CHASS Communications Intern
They say the newspaper is dying. More than a decade into the twenty-first century, people have begun to put down their newspapers and get their news off the Internet. Although people may not be sitting down with a cup of coffee and unrolling a printed newspaper these days, a CHASS alum has found a way to deliver local news to Raleigh’s residents over the web while also doing what he loves.
Raleigh is a thriving news information hub, but many stories go untold in the area. Charles Duncan Pardo (English ‘05) created the nonprofit Raleigh Public Record to report and document the news of the city that traditional media outlets don’t cover. “The paper came about because I love Raleigh, I love living here, and I love journalism,” Duncan said. “I had noticed there’s a huge hole in what gets covered in Raleigh.” In September 2008, Duncan began the online news source that covers everything from Raleigh’s city government and politics to the levels of phosphorus in local lakes.
Duncan began learning the basics of journalism in Tompkins Hall under the guidance of professors like Drs. Cat Warren and Bob Kochersberger. “I write straight news stories all day, and I learned that from Bob Kochersberger,” Duncan said. “And Cat has been my unofficial advisor ever since I came to State.”
Warren, along with Dick Reavis, serves on the board of directors for the non-profit community journalism project. Being a part of a nonprofit organization during a tough economy and the slow decline of print newspaper is both exhilarating and heartbreaking for Warren, a former newspaper reporter. “Really, online is the future,” Warren said. “In the long term we have to figure out what can sustain journalism in reference to a nonprofit model.”

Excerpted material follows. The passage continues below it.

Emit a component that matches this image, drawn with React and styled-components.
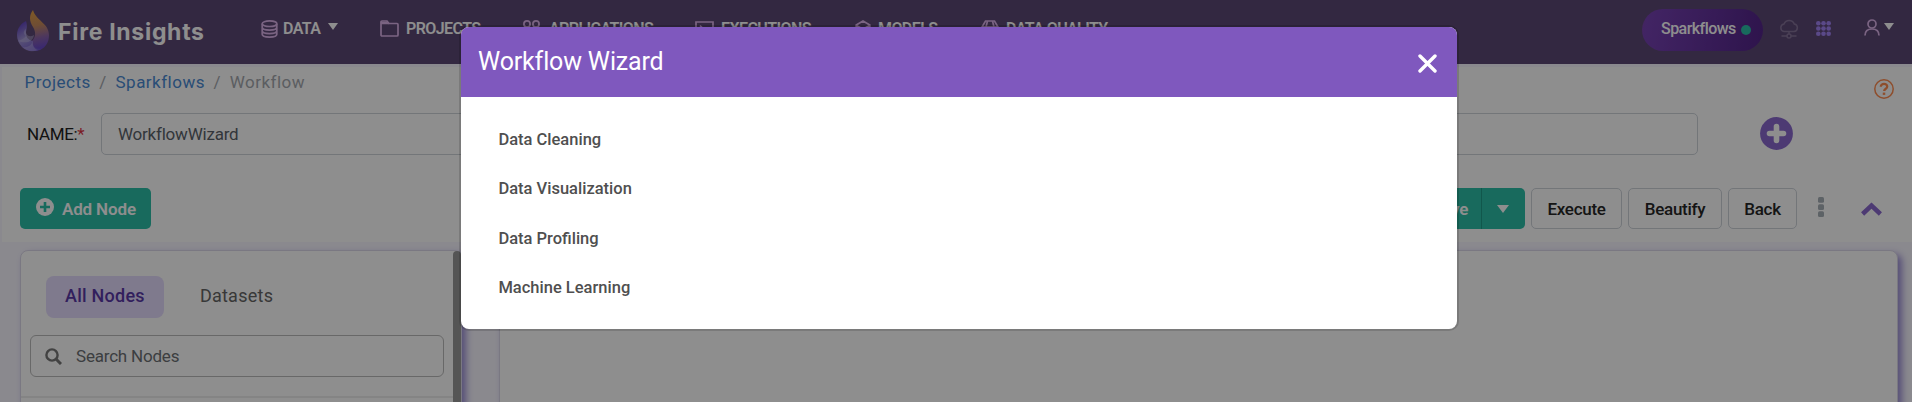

Through its website, the Record covers issues affecting all of Raleigh’s diverse communities. “We’re reporting on things like meetings where elected officials and public employees are making important decisions,” Duncan said. “The public needs to know what’s going on in city government. By bringing this information to people, they can make better decisions in their communities.”
Just as money began getting tighter and tighter for the paper, Duncan found out the Record was a recipient of a $70,000 Z. Smith Reynolds Foundation grant. For the next two years, RPR will be able to expand its operations and increase its investigative reporting ability. Reporters, including Duncan himself, will be paid to cover stories that go untold or under-reported in the city. “I think this grant means that we’re on the right track, and I see it as a vote of confidence for this labor of love I’ve had over the past two years,” Duncan said. “You work on something every day and someone takes notice and says we like what you’re doing and here are the resources to do it even better.”
Until now, the Record has been operating on a budget of less than $2500. Although this grant will provide some much needed support to the paper’s income, Duncan is not rushing to expand the Record. “When we first started the paper, we made a conscious decision to grow slowly and sustainably,” Duncan said. “If we want to grow a new organization that can serve Raleigh into the future, we have to be slow and methodical.”
Part of Duncan’s slow-growth plan included not paying anyone during the paper’s launch year, including himself. Just this year, the Record began paying its freelancers, and beginning next year, Duncan will receive a stipend.
Thanks to the grant, the Record will also be able to pay its student interns. “A lot of journalism schools and programs are connecting their students with nonprofit news to get experience and work out that model,” Warren said. “The Record is giving students a way to get published, get experience, and get a paycheck.”
One of Warren’s former graduate students in the M.S. in Technical Communications program wrote a story about ATM scams. The story initially ran in the Record, but was soon picked up by several more media outlets across the state, including WRAL and the News & Observer.
With the grant, the Record now has the budget to run five to 10 stories per week. “My ultimate objective is to have something that’s self-supporting with sponsorships, corporate donors, and community support,” Duncan said. “I want to have really good reporting and live up to our mission of public service journalism.”
“There’s a lot of youthful talent out there,” Warren said. “This is a nice start for nonprofit journalism.”